A statically typed DSL for columnar DataFrame manipulation, transpiling to C++23.

extern fn read_csv(path: String) -> DataFrame from "csv.hpp";

let prices = read_csv("prices.csv");

// Filter, then group-by aggregation
let ohlc = prices[
    filter price > 1.0,
    select { open = first(price), high = max(price), low = min(price), close = last(price) },
    by symbol,
];

// Add derived columns (all existing columns are preserved)
let annotated = prices[update { price_k = price / 1000.0 }];

// Join two tables
let enriched = prices join ohlc on symbol;

Benchmark

Aggregation benchmarks on 4 M rows (prices.csv, 252 symbols). Release build (-O2), 5 iterations, 1 warmup, WSL2 / clang++.
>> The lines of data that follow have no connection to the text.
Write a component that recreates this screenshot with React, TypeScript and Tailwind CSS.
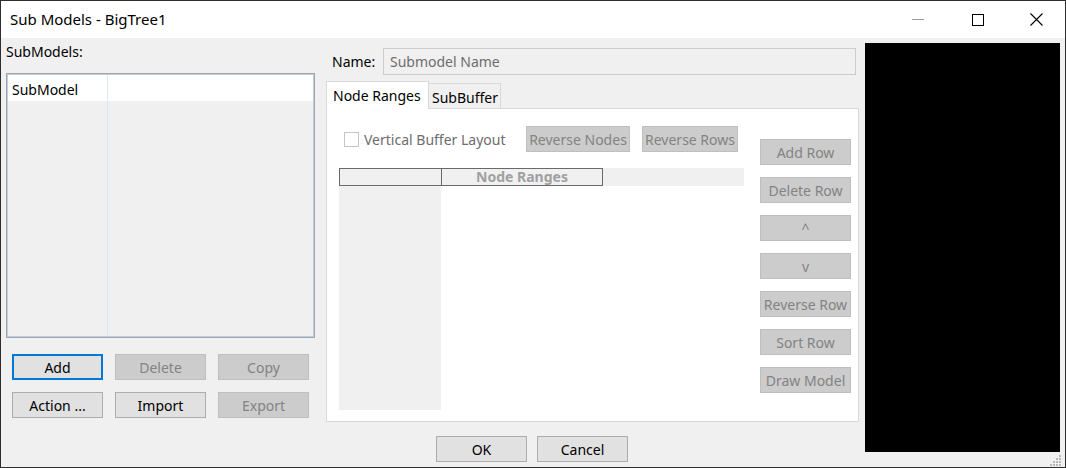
import React from 'react';

type BtnProps = {
  label: string;
  disabled?: boolean;
  focused?: boolean;
  className?: string;
};

function WinButton({ label, disabled, focused, className = '' }: BtnProps) {
  const look = disabled
    ? 'bg-[#cccccc] border border-[#bfbfbf] text-[#838383]'
    : focused
      ? 'bg-[#e1e1e1] border-2 border-[#0078d7] text-black'
      : 'bg-[#e1e1e1] border border-[#adadad] text-black';
  return (
    <div className={`h-[26px] flex items-center justify-center leading-none pt-px ${look} ${className}`}>
      {label}
    </div>
  );
}

const sideButtons = ['Add Row', 'Delete Row', '^', 'v', 'Reverse Row', 'Sort Row', 'Draw Model'];

export default function App() {
  return (
    <div className="w-[1066px] h-[468px] border border-[#2e2e2e] bg-[#f0f0f0] flex flex-col font-['Noto_Sans',sans-serif] text-[14px] text-black overflow-hidden">
      {/* Title bar */}
      <div className="h-[37px] bg-white flex items-center shrink-0">
        <div className="pl-[9px] text-[15px] flex-1">Sub Models - BigTree1</div>
        <div className="flex items-center h-full">
          <div className="w-[58px] h-full flex items-center justify-center pr-[4px]">
            <div className="w-[12px] h-px bg-[#9a9a9a]" />
          </div>
          <div className="w-[58px] h-full flex items-center justify-center">
            <div className="w-[12px] h-[12px] border border-black" />
          </div>
          <div className="w-[58px] h-full flex items-center justify-center">
            <svg width="13" height="13" viewBox="0 0 13 13">
              <path d="M0.5 0.5 L12.5 12.5 M12.5 0.5 L0.5 12.5" stroke="black" strokeWidth="1.1" />
            </svg>
          </div>
        </div>
      </div>

      {/* Body */}
      <div className="relative flex-1 grid grid-cols-[325px_534px_1fr] grid-rows-[1fr_46px]">
        {/* Left column */}
        <div className="col-start-1 row-start-1 flex flex-col">
          <div className="pl-[5px] pt-[4px] h-[24px] leading-[20px]">SubModels:</div>
          <div className="ml-[5px] mt-[11px] w-[309px] h-[265px] border border-[#a5a5a5]">
            <div className="w-full h-full border border-[#b9cde4] bg-[#f0f0f0] relative flex flex-col">
              <div className="h-[26px] bg-white flex items-center shrink-0">
                <div className="w-[100px] pl-[4px] pt-[2px] border-r border-[#dfe6ef] h-full flex items-center">SubModel</div>
              </div>
              <div className="flex-1 flex">
                <div className="w-[100px] border-r border-[#dfe6ef]" />
              </div>
            </div>
          </div>
          <div className="ml-[11px] mt-[16px] grid grid-cols-[91px_91px_91px] gap-x-[12px] gap-y-[12px]">
            <WinButton label="Add" focused />
            <WinButton label="Delete" disabled />
            <WinButton label="Copy" disabled />
            <WinButton label="Action ..." />
            <WinButton label="Import" />
            <WinButton label="Export" disabled />
          </div>
        </div>

        {/* Middle column */}
        <div className="col-start-2 row-start-1 flex flex-col">
          <div className="flex items-center pt-[10px] pr-[4px]">
            <div className="pl-[6px] w-[57px]">Name:</div>
            <div className="flex-1 h-[27px] border border-[#cccccc] bg-[#f0f0f0] flex items-center pl-[6px] text-[#6d6d6d]">
              Submodel Name
            </div>
          </div>
          <div className="flex items-end mt-[6px] h-[27px]">
            <div className="w-[103px] h-[28px] bg-white border border-b-0 border-[#d9d9d9] flex items-center pl-[6px] relative z-10 -mb-px">
              Node Ranges
            </div>
            <div className="w-[72px] h-[25px] bg-[#f0f0f0] border border-l-0 border-b-0 border-[#d9d9d9] flex items-center pl-[3px] pt-[2px]">
              SubBuffer
            </div>
          </div>
          <div className="w-[533px] h-[314px] bg-white border border-[#d9d9d9] flex pt-[17px] pl-[12px]">
            <div className="w-[405px] flex flex-col">
              <div className="flex items-center h-[26px]">
                <div className="ml-[5px] w-[15px] h-[15px] border border-[#c4c4c4] bg-white" />
                <div className="ml-[5px] text-[#6d6d6d] w-[162px]">Vertical Buffer Layout</div>
                <WinButton label="Reverse Nodes" disabled className="w-[104px]" />
                <WinButton label="Reverse Rows" disabled className="w-[96px] ml-[12px]" />
              </div>
              <div className="mt-[16px] flex flex-col">
                <div className="flex h-[18px] bg-[#f0f0f0]">
                  <div className="w-[103px] h-full border border-[#696969]" />
                  <div className="w-[161px] h-full border border-l-0 border-[#696969] flex items-center justify-center font-bold text-[#a0a0a0] leading-none">
                    Node Ranges
                  </div>
                </div>
                <div className="flex h-[224px]">
                  <div className="w-[102px] h-full bg-[#f0f0f0]" />
                </div>
              </div>
            </div>
            <div className="ml-[16px] mt-[13px] w-[91px] flex flex-col gap-[12px]">
              {sideButtons.map((b) => (
                <WinButton key={b} label={b} disabled />
              ))}
            </div>
          </div>
        </div>

        {/* Preview */}
        <div className="col-start-3 row-start-1 row-span-2 self-start mt-[5px] ml-[5px] mr-[5px] h-[409px] bg-black" />

        {/* OK / Cancel */}
        <div className="col-start-1 col-span-3 row-start-2 flex justify-center gap-[10px] pt-[14px] pr-[2px]">
          <WinButton label="OK" className="w-[91px]" />
          <WinButton label="Cancel" className="w-[91px]" />
        </div>

        {/* Resize grip */}
        <svg className="absolute right-[3px] bottom-[2px]" width="12" height="12" viewBox="0 0 12 12">
          {[
            [9, 1], [6, 4], [9, 4], [3, 7], [6, 7], [9, 7], [0, 10], [3, 10], [6, 10], [9, 10],
          ].map(([x, y]) => (
            <rect key={`${x}-${y}`} x={x} y={y} width="2" height="2" fill="#b8b8b8" />
          ))}
        </svg>
      </div>
    </div>
  );
}
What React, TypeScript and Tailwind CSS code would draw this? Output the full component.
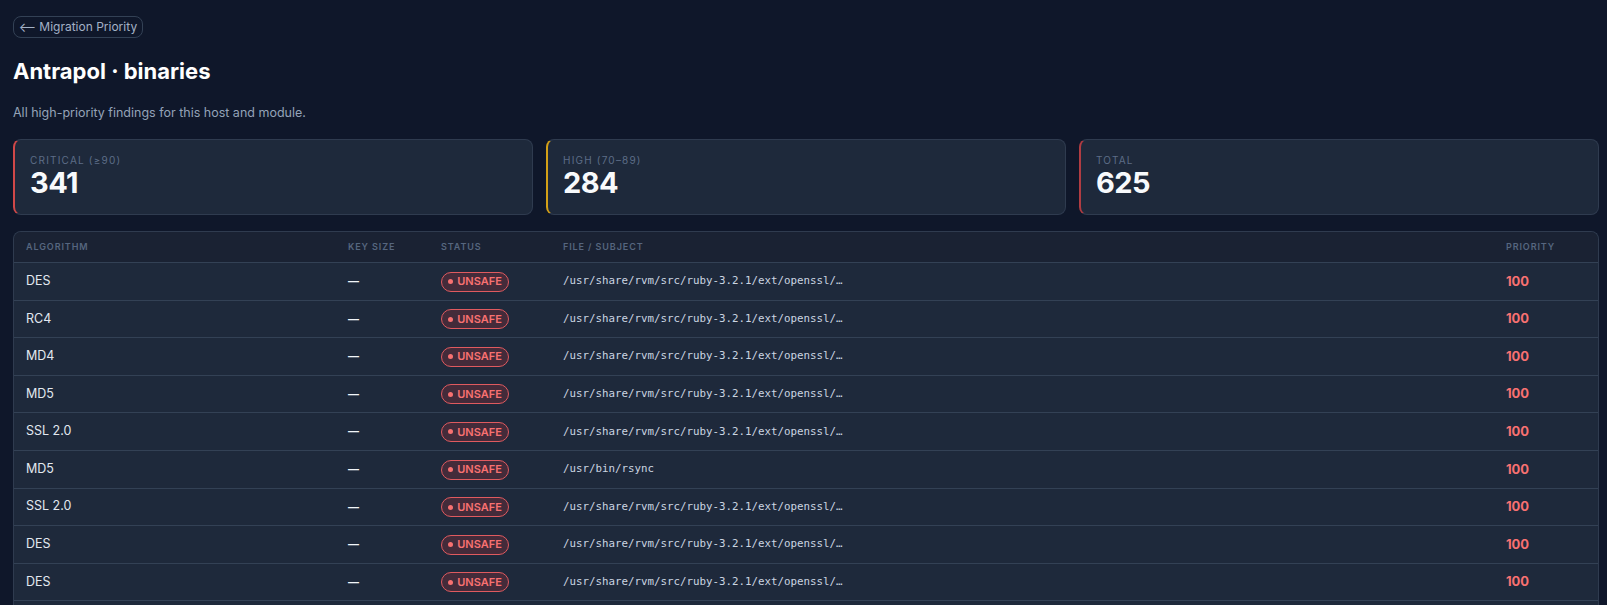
import React from "react";

type Finding = {
  algorithm: string;
  keySize: string;
  path: string;
  priority: number;
};

const OPENSSL = "/usr/share/rvm/src/ruby-3.2.1/ext/openssl/…";

const findings: Finding[] = [
  { algorithm: "DES", keySize: "—", path: OPENSSL, priority: 100 },
  { algorithm: "RC4", keySize: "—", path: OPENSSL, priority: 100 },
  { algorithm: "MD4", keySize: "—", path: OPENSSL, priority: 100 },
  { algorithm: "MD5", keySize: "—", path: OPENSSL, priority: 100 },
  { algorithm: "SSL 2.0", keySize: "—", path: OPENSSL, priority: 100 },
  { algorithm: "MD5", keySize: "—", path: "/usr/bin/rsync", priority: 100 },
  { algorithm: "SSL 2.0", keySize: "—", path: OPENSSL, priority: 100 },
  { algorithm: "DES", keySize: "—", path: OPENSSL, priority: 100 },
  { algorithm: "DES", keySize: "—", path: OPENSSL, priority: 100 },
  { algorithm: "RC4", keySize: "—", path: OPENSSL, priority: 100 },
];

const stats = [
  { label: "CRITICAL (≥90)", value: "341", stripe: "border-l-[#d04848]" },
  { label: "HIGH (70–89)", value: "284", stripe: "border-l-[#d4a017]" },
  { label: "TOTAL", value: "625", stripe: "border-l-[#b03c42]" },
];

const gridCols = "grid grid-cols-[322px_93px_122px_943px_1fr]";

function StatCard({ label, value, stripe }: { label: string; value: string; stripe: string }) {
  return (
    <div
      className={`rounded-lg border border-[#2f3b4f] border-l-2 ${stripe} bg-[#1e293b] pl-[15px] pt-[14px] pb-[16px]`}
    >
      <div className="text-[10px] leading-[12px] tracking-[0.12em] text-[#5d6d87]">{label}</div>
      <div className="mt-[2px] text-[29px] leading-[30px] font-bold tracking-[-0.02em] text-[#f8fafc]">
        {value}
      </div>
    </div>
  );
}

function UnsafeBadge() {
  return (
    <span className="inline-flex h-[20px] w-[68px] items-center justify-center gap-[4px] rounded-full border border-[#e05a5f] bg-[#442b3a] text-[11px] font-semibold text-[#f87171]">
      <span className="h-[5px] w-[5px] rounded-full bg-[#f87171]" />
      UNSAFE
    </span>
  );
}

export default function App() {
  return (
    <div
      className="min-h-screen bg-[#0f172a] pl-[13px] pr-[8px] pt-[16px] text-[#e2e8f0]"
      style={{ fontFamily: "Inter, 'Noto Sans', sans-serif" }}
    >
      <button className="flex h-[22px] w-[130px] items-center justify-center gap-[3px] rounded-lg border border-[#334155] text-[12px] text-[#a3b1c6]">
        <span className="text-[13px] leading-none">⟵</span>
        <span>Migration Priority</span>
      </button>

      <h1 className="mt-[19px] text-[22px] leading-[28px] font-bold text-white">Antrapol · binaries</h1>

      <p className="mt-[19px] text-[12.5px] leading-[18px] text-[#94a3b8]">
        All high-priority findings for this host and module.
      </p>

      <div className="mt-[17px] grid grid-cols-3 gap-[13px]">
        {stats.map((s) => (
          <StatCard key={s.label} {...s} />
        ))}
      </div>

      <div className="mt-[16px] overflow-hidden rounded-t-lg border border-b-0 border-[#2f3b4f] bg-[#1e293b]">
        <div
          className={`${gridCols} h-[30px] items-center bg-[#1a2233] text-[9px] font-semibold tracking-[0.1em] text-[#56667f]`}
        >
          <div className="px-3">ALGORITHM</div>
          <div className="px-3">KEY SIZE</div>
          <div className="px-3">STATUS</div>
          <div className="px-3">FILE / SUBJECT</div>
          <div className="px-3">PRIORITY</div>
        </div>
        {findings.map((f, i) => (
          <div
            key={i}
            className={`${gridCols} h-[37.6px] items-center border-t border-[#334155] text-[12.5px]`}
          >
            <div className="px-3 text-[#e2e8f0]">{f.algorithm}</div>
            <div className="px-3 text-[11px] font-bold text-[#f1f5f9]">{f.keySize}</div>
            <div className="px-3">
              <UnsafeBadge />
            </div>
            <div
              className="px-3 text-[10.8px] text-[#cbd5e1]"
              style={{ fontFamily: "'DejaVu Sans Mono', 'Liberation Mono', monospace" }}
            >
              {f.path}
            </div>
            <div className="px-3 text-[13px] font-bold text-[#f87171]">{f.priority}</div>
          </div>
        ))}
      </div>
    </div>
  );
}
| query | ibex | ibex+parse | polars | pandas | data.table | dplyr |---------------------+----------+------------+----------+----------+------------+--------- | mean by symbol | 46.6 ms | 44.9 ms | 34.9 ms | 180.2 ms | 24.0 ms | 51.6 ms | OHLC by symbol | 51.2 ms | 50.5 ms | 28.7 ms | 195.7 ms | 27.4 ms | 50.6 ms | update price×2 | 3.54 ms | 3.21 ms | 2.77 ms | 5.42 ms | 40.0 ms | 5.40 ms | count by symbol×day | 137.8 ms | — | 51.8 ms | 314.5 ms | 24.6 ms | 103.4 ms | mean by symbol×day | 138.3 ms | — | 53.5 ms | 318.3 ms | 23.2 ms | 116.0 ms | OHLC by symbol×day | 154.5 ms | — | 57.5 ms | 338.0 ms | 27.4 ms | 137.2 ms

ibex vs. others (geometric mean): 3.1× faster than pandas, on par with dplyr, 2.3× slower than polars, 3.5× slower than data.table.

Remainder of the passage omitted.